Obvious Vulgar Humor
BERLATSKY: I wanted to talk about this thing that Gary Groth said, since we’re talking about changes in your comic. He said that earlier on, he thought maybe your stuff seemed kind of “obvious vulgar humor that the underground lived through” and that he could see with the last issue, which is number six, that you “transcended that”. So I have two things I’m wondering what you think about that. First of all, do you feel that you were doing obvious vulgar humor to begin with?
RYAN: I still think I am.
BERLATSKY: [laughs] I guess that’s the second question; do you feel you transcended it? The title “obvious vulgar humor” does not make you say. “No, no, no!”
RYAN: No, not really. I don’t know, “obvious”. I guess maybe not “obvious.” I mean, sometimes I go obvious, but sometimes I think I go in a direction that the audience didn’t expect. But sometimes, the obvious works.

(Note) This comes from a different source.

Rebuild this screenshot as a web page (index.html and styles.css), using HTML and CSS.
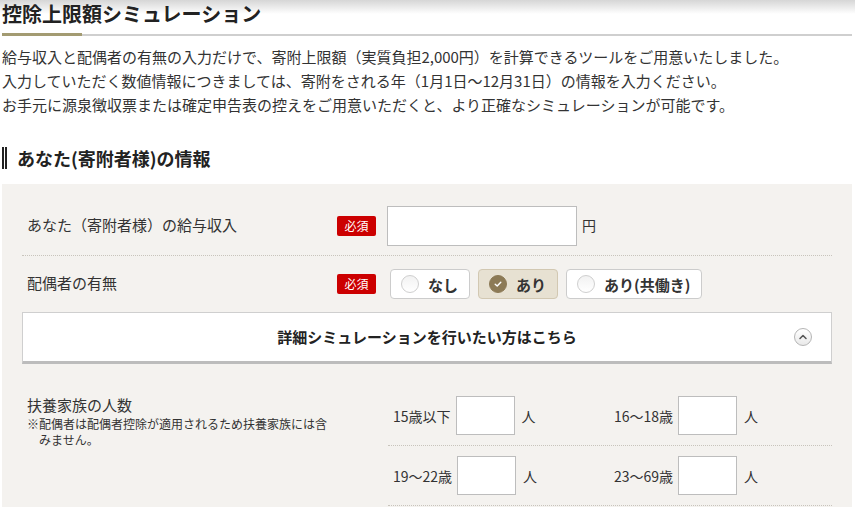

BERLATSKY: I didn’t necessarily feel there was a real breakthrough with number six. But Gary did, and Kaz did as well it sounded like, so….
RYAN: Well, I actually got a lot of feedback from that particular issue. A lot of people felt that way, and I remember when I handed it in to my editor Eric Reynolds, and he called me and he said, “Are you ok?” [laughs] You see, I guess he saw a little bit more … anger . I guess something in that issue was pushed a little farther than the previous issues. I think there was definitely something about it. I think the surreal factor was amped up a bit. The art, at that point, was really getting a lot better and, of course, all the different characters. People seem to really enjoy when I employ lots of different characters. I mean, I don’t know if it’s just one thing that I can put my finger on, but…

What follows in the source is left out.